Thanks for this.
Just read the whole thing. (He could use some help with editing, I think.)
Damned good read, and pretty much sums up my own research. I have a cousin who is a well-known Italian musician and he's been hammered brutally by counterfeiters*.
The studio cost is one many civvies really don't get: take a look at any decent CD or vinyl album and you'll often see credits for both a recording studio and a mastering studio. The latter is where the final mix is done for release. Here, you'll tweak the levels and frequencies to avoid problems with certain media. For example, vinyl recordings needed to have the bass and percussion frequencies reined back, or the needle might literally get kicked out of the groove. Mastering studios are also where you'd finalise any surround sound processing.
One example of how much corner-cutting has crept into the industry is the rise of "normalised" tracks.
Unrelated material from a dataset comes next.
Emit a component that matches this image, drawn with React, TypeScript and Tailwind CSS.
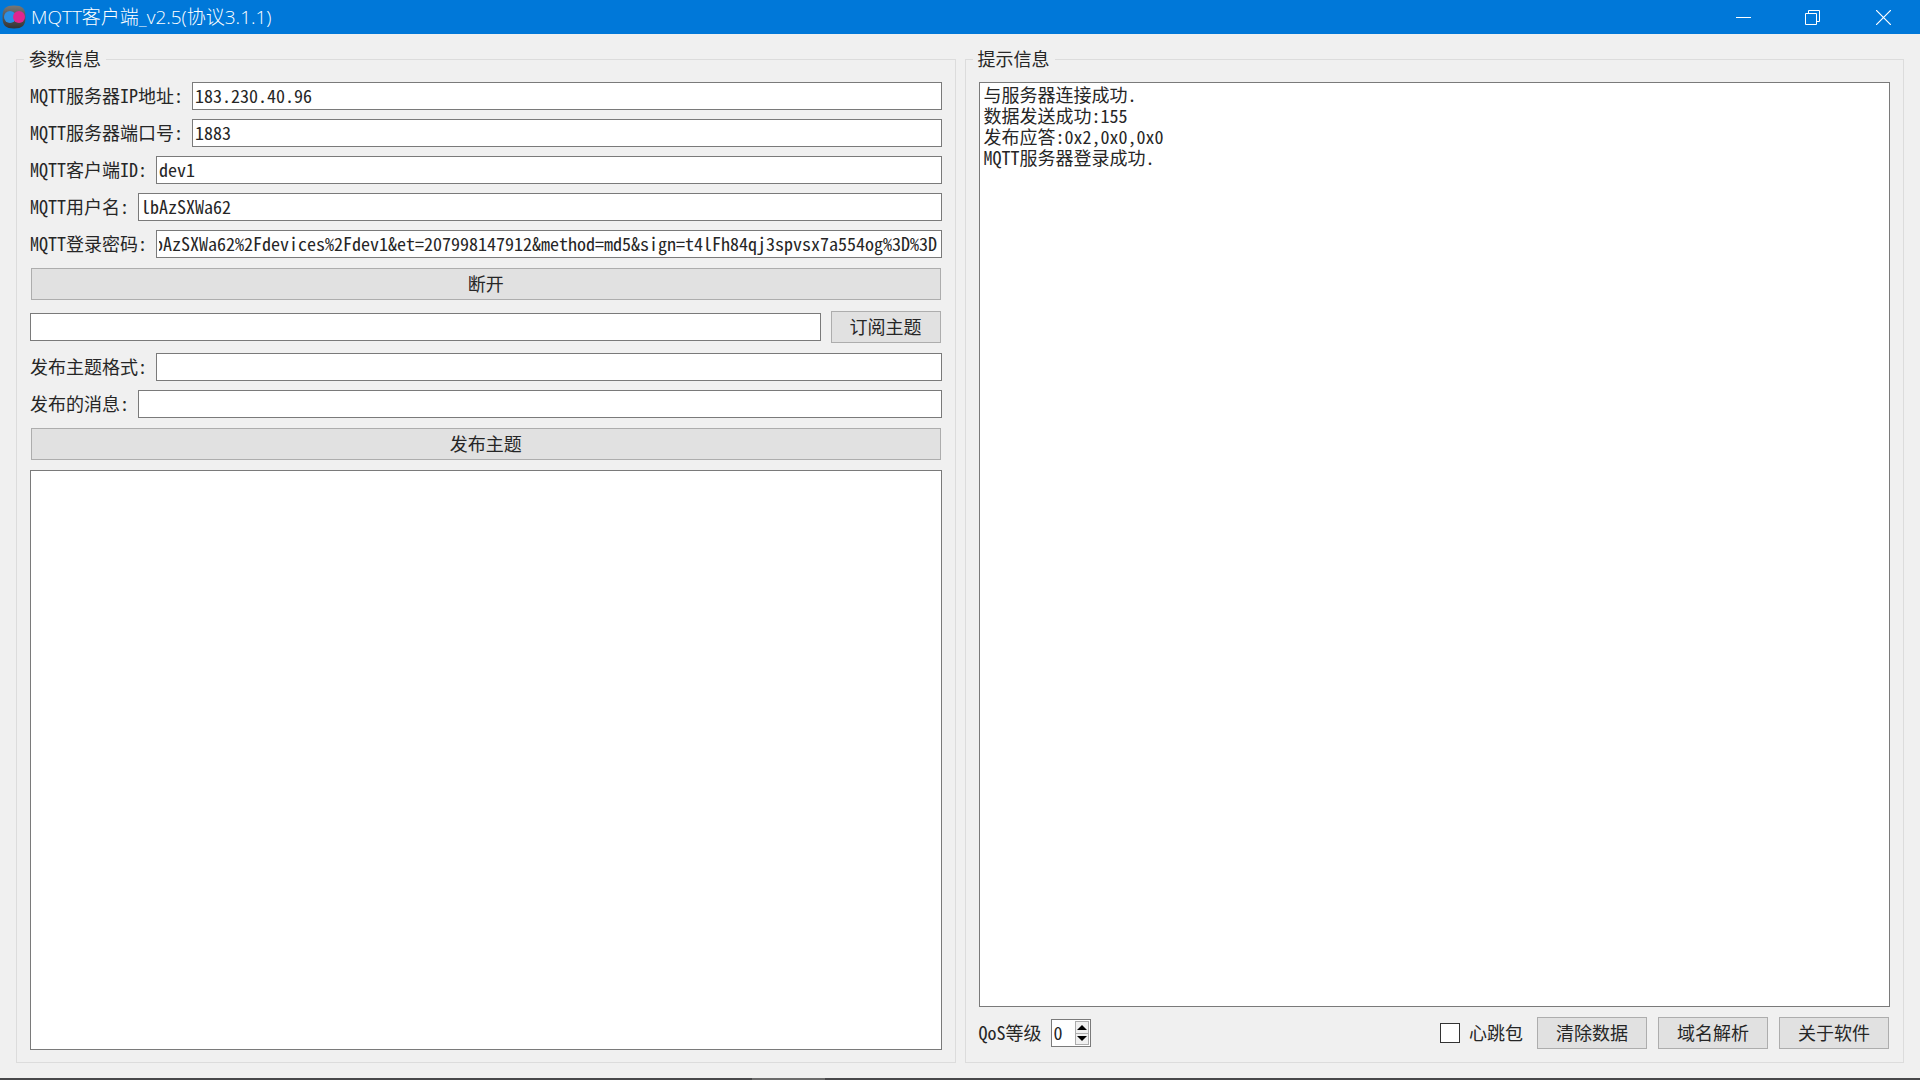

There's hardly any dynamic range any more: every track's level has been rammed up to the max in order to make it sound 'loud'. It's the same technique used on adverts—that's why they often sound so much louder than the TV programmes they're interrupting. Normalising makes sense in some contexts, but it's very wearing. It is, however, very easy to apply... and abuse.
* (Pirates were usually vicious, murdering bastards, often funded by national governments to spank the living crap out of rival merchant shipping as a surrogate for outright warfare. Quite why counterfeiters believe this is a cool thing to be associated with escapes me.)